■ Exercise directions ■
Exactly as written, quote every line that follows, skipping the images.

■ Data block ■

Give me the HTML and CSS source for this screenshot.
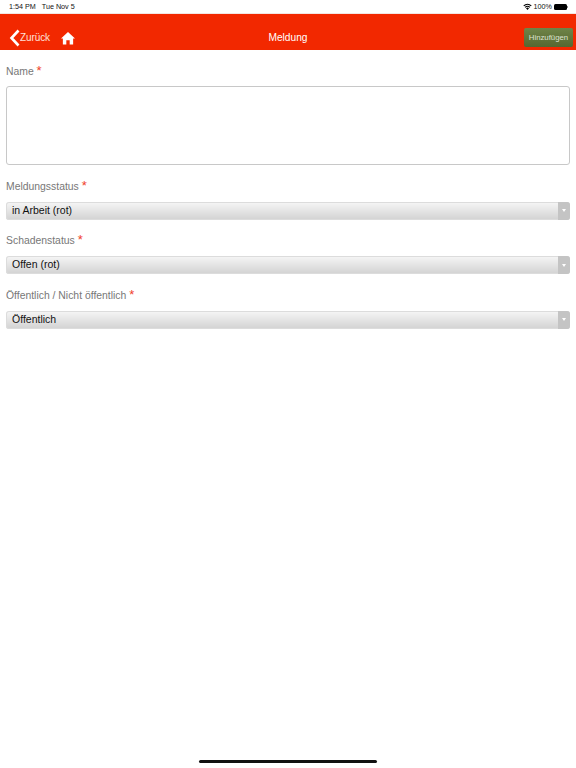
FILE: index.html
```html
<!DOCTYPE html>
<html lang="de">
<head>
    <meta charset="UTF-8">
    <meta name="viewport" content="width=device-width, initial-scale=1.0">
    <title>Meldung</title>
    <link rel="stylesheet" href="styles.css">
</head>
<body>

<div class="status-bar">
  <div class="status-left">
    <span>1:54 PM</span>
    <span>Tue Nov 5</span>
  </div>
  <div class="status-right">
    <svg class="wifi" width="9" height="7" viewBox="0 0 20 15">
      <path d="M10 15 L6.6 11.4 A5 5 0 0 1 13.4 11.4 Z" fill="#000"/>
      <path d="M4.6 9.3 A8 8 0 0 1 15.4 9.3" fill="none" stroke="#000" stroke-width="2.4"/>
      <path d="M1.6 6 A12.4 12.4 0 0 1 18.4 6" fill="none" stroke="#000" stroke-width="2.4"/>
    </svg>
    <span>100%</span>
    <div class="battery"></div>
    <div class="battery-tip"></div>
  </div>
</div>

<div class="nav-bar">
  <div class="nav-left">
    <a class="back-link">
      <svg width="11" height="18" viewBox="0 0 11 18">
        <path d="M9.5 1.5 L2.5 9 L9.5 16.5" fill="none" stroke="#fff" stroke-width="2.6"/>
      </svg>
      <span>Zurück</span>
    </a>
    <svg class="home-icon" width="14" height="14" viewBox="0 0 15 14">
      <path d="M7.5 0.5 L15 7.5 L13 7.5 L13 14 L9.3 14 L9.3 9.5 L5.7 9.5 L5.7 14 L2 14 L2 7.5 L0 7.5 Z" fill="#fff"/>
    </svg>
  </div>
  <div class="nav-title">Meldung</div>
  <button class="add-button">Hinzufügen</button>
</div>

<form class="form-container">
  <div class="form-group">
    <label>Name <span class="required">*</span></label>
    <div class="text-area"></div>
  </div>

  <div class="form-group">
    <label>Meldungsstatus <span class="required">*</span></label>
    <div class="select-box">
      <span class="select-text">in Arbeit (rot)</span>
      <span class="select-arrow"></span>
    </div>
  </div>

  <div class="form-group">
    <label>Schadenstatus <span class="required">*</span></label>
    <div class="select-box">
      <span class="select-text">Offen (rot)</span>
      <span class="select-arrow"></span>
    </div>
  </div>

  <div class="form-group">
    <label>Öffentlich / Nicht öffentlich <span class="required">*</span></label>
    <div class="select-box">
      <span class="select-text">Öffentlich</span>
      <span class="select-arrow"></span>
    </div>
  </div>
</form>

<div class="home-indicator"></div>

</body>
</html>
```

FILE: styles.css
```css
html, body {
  height: 100%;
}

body {
  font-family: 'Liberation Sans', Arial, sans-serif;
  background: white;
  margin: 0;
  display: flex;
  flex-direction: column;
  overflow: hidden;
}

.status-bar {
  height: 14px;
  padding: 0 8px 0 9px;
  display: flex;
  justify-content: space-between;
  align-items: center;
  font-size: 7.2px;
  color: #111;
  box-sizing: border-box;
  border-bottom: 1px solid #f3e6e2;
}

.status-left {
  display: flex;
  gap: 6px;
}

.status-right {
  display: flex;
  align-items: center;
  gap: 2px;
}

.battery {
  width: 13px;
  height: 6px;
  background: #000;
  border-radius: 1.5px;
}

.battery-tip {
  width: 1px;
  height: 2px;
  margin-left: -2px;
  background: #888;
}

.nav-bar {
  height: 36px;
  background: #f22800;
  display: flex;
  align-items: center;
  justify-content: space-between;
  position: relative;
  color: white;
}

.nav-left {
  display: flex;
  align-items: center;
  padding-left: 9px;
  gap: 11px;
  margin-top: 11px;
}

.back-link {
  display: flex;
  align-items: center;
  font-size: 10px;
  letter-spacing: -0.1px;
  color: #ffe0d8;
}

.home-icon {
  margin-top: 1px;
}

.nav-title {
  position: absolute;
  left: 0;
  right: 0;
  top: 18px;
  text-align: center;
  font-size: 10.2px;
}

.add-button {
  width: 49px;
  height: 19px;
  margin: 11px 3px 0 0;
  padding: 0;
  border: none;
  border-radius: 2px;
  background: linear-gradient(#6f8448, #556730);
  color: #dfe4d2;
  font-family: inherit;
  font-size: 7.8px;
}

.form-container {
  padding: 14px 6px 0;
}

.form-group {
  margin-bottom: 14.5px;
}

.form-group label {
  display: block;
  height: 14px;
  line-height: 13px;
  margin-bottom: 8px;
  color: #777;
  font-size: 10.4px;
}

.form-group:first-child label {
  line-height: 15px;
}

.required {
  color: #f0402a;
  font-size: 13px;
  line-height: 10px;
}

.text-area {
  height: 77px;
  background: white;
  border: 1px solid #c8c8c8;
  border-radius: 3px;
}

.select-box {
  height: 18px;
  display: flex;
  justify-content: space-between;
  border-radius: 3px;
  overflow: hidden;
  background: linear-gradient(#f6f6f6, #d2d2d2);
  box-shadow: inset 0 0 0 1px #dcdcdc;
}

.select-text {
  padding-left: 6px;
  line-height: 17px;
  font-size: 10.5px;
  color: #111;
}

.select-arrow {
  width: 12px;
  background: #c4c4c4;
  display: flex;
  align-items: center;
  justify-content: center;
}

.select-arrow::after {
  content: "";
  border-left: 2px solid transparent;
  border-right: 2px solid transparent;
  border-top: 3px solid white;
}

.home-indicator {
  position: absolute;
  left: 199px;
  top: 760px;
  width: 178px;
  height: 3px;
  background: #111;
  border-radius: 2px;
}
```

■ Answer for the task ■
Give me the HTML and CSS source for this screenshot.
FILE: index.html
```html
<!DOCTYPE html>
<html lang="de">
<head>
    <meta charset="UTF-8">
    <meta name="viewport" content="width=device-width, initial-scale=1.0">
    <title>Meldung</title>
    <link rel="stylesheet" href="styles.css">
</head>
<body>

<div class="status-bar">
  <div class="status-left">
    <span>1:54 PM</span>
    <span>Tue Nov 5</span>
  </div>
  <div class="status-right">
    <svg class="wifi" width="9" height="7" viewBox="0 0 20 15">
      <path d="M10 15 L6.6 11.4 A5 5 0 0 1 13.4 11.4 Z" fill="#000"/>
      <path d="M4.6 9.3 A8 8 0 0 1 15.4 9.3" fill="none" stroke="#000" stroke-width="2.4"/>
      <path d="M1.6 6 A12.4 12.4 0 0 1 18.4 6" fill="none" stroke="#000" stroke-width="2.4"/>
    </svg>
    <span>100%</span>
    <div class="battery"></div>
    <div class="battery-tip"></div>
  </div>
</div>

<div class="nav-bar">
  <div class="nav-left">
    <a class="back-link">
      <svg width="11" height="18" viewBox="0 0 11 18">
        <path d="M9.5 1.5 L2.5 9 L9.5 16.5" fill="none" stroke="#fff" stroke-width="2.6"/>
      </svg>
      <span>Zurück</span>
    </a>
    <svg class="home-icon" width="14" height="14" viewBox="0 0 15 14">
      <path d="M7.5 0.5 L15 7.5 L13 7.5 L13 14 L9.3 14 L9.3 9.5 L5.7 9.5 L5.7 14 L2 14 L2 7.5 L0 7.5 Z" fill="#fff"/>
    </svg>
  </div>
  <div class="nav-title">Meldung</div>
  <button class="add-button">Hinzufügen</button>
</div>

<form class="form-container">
  <div class="form-group">
    <label>Name <span class="required">*</span></label>
    <div class="text-area"></div>
  </div>

  <div class="form-group">
    <label>Meldungsstatus <span class="required">*</span></label>
    <div class="select-box">
      <span class="select-text">in Arbeit (rot)</span>
      <span class="select-arrow"></span>
    </div>
  </div>

  <div class="form-group">
    <label>Schadenstatus <span class="required">*</span></label>
    <div class="select-box">
      <span class="select-text">Offen (rot)</span>
      <span class="select-arrow"></span>
    </div>
  </div>

  <div class="form-group">
    <label>Öffentlich / Nicht öffentlich <span class="required">*</span></label>
    <div class="select-box">
      <span class="select-text">Öffentlich</span>
      <span class="select-arrow"></span>
    </div>
  </div>
</form>

<div class="home-indicator"></div>

</body>
</html>
```

FILE: styles.css
```css
html, body {
  height: 100%;
}

body {
  font-family: 'Liberation Sans', Arial, sans-serif;
  background: white;
  margin: 0;
  display: flex;
  flex-direction: column;
  overflow: hidden;
}

.status-bar {
  height: 14px;
  padding: 0 8px 0 9px;
  display: flex;
  justify-content: space-between;
  align-items: center;
  font-size: 7.2px;
  color: #111;
  box-sizing: border-box;
  border-bottom: 1px solid #f3e6e2;
}

.status-left {
  display: flex;
  gap: 6px;
}

.status-right {
  display: flex;
  align-items: center;
  gap: 2px;
}

.battery {
  width: 13px;
  height: 6px;
  background: #000;
  border-radius: 1.5px;
}

.battery-tip {
  width: 1px;
  height: 2px;
  margin-left: -2px;
  background: #888;
}

.nav-bar {
  height: 36px;
  background: #f22800;
  display: flex;
  align-items: center;
  justify-content: space-between;
  position: relative;
  color: white;
}

.nav-left {
  display: flex;
  align-items: center;
  padding-left: 9px;
  gap: 11px;
  margin-top: 11px;
}

.back-link {
  display: flex;
  align-items: center;
  font-size: 10px;
  letter-spacing: -0.1px;
  color: #ffe0d8;
}

.home-icon {
  margin-top: 1px;
}

.nav-title {
  position: absolute;
  left: 0;
  right: 0;
  top: 18px;
  text-align: center;
  font-size: 10.2px;
}

.add-button {
  width: 49px;
  height: 19px;
  margin: 11px 3px 0 0;
  padding: 0;
  border: none;
  border-radius: 2px;
  background: linear-gradient(#6f8448, #556730);
  color: #dfe4d2;
  font-family: inherit;
  font-size: 7.8px;
}

.form-container {
  padding: 14px 6px 0;
}

.form-group {
  margin-bottom: 14.5px;
}

.form-group label {
  display: block;
  height: 14px;
  line-height: 13px;
  margin-bottom: 8px;
  color: #777;
  font-size: 10.4px;
}

.form-group:first-child label {
  line-height: 15px;
}

.required {
  color: #f0402a;
  font-size: 13px;
  line-height: 10px;
}

.text-area {
  height: 77px;
  background: white;
  border: 1px solid #c8c8c8;
  border-radius: 3px;
}

.select-box {
  height: 18px;
  display: flex;
  justify-content: space-between;
  border-radius: 3px;
  overflow: hidden;
  background: linear-gradient(#f6f6f6, #d2d2d2);
  box-shadow: inset 0 0 0 1px #dcdcdc;
}

.select-text {
  padding-left: 6px;
  line-height: 17px;
  font-size: 10.5px;
  color: #111;
}

.select-arrow {
  width: 12px;
  background: #c4c4c4;
  display: flex;
  align-items: center;
  justify-content: center;
}

.select-arrow::after {
  content: "";
  border-left: 2px solid transparent;
  border-right: 2px solid transparent;
  border-top: 3px solid white;
}

.home-indicator {
  position: absolute;
  left: 199px;
  top: 760px;
  width: 178px;
  height: 3px;
  background: #111;
  border-radius: 2px;
}
```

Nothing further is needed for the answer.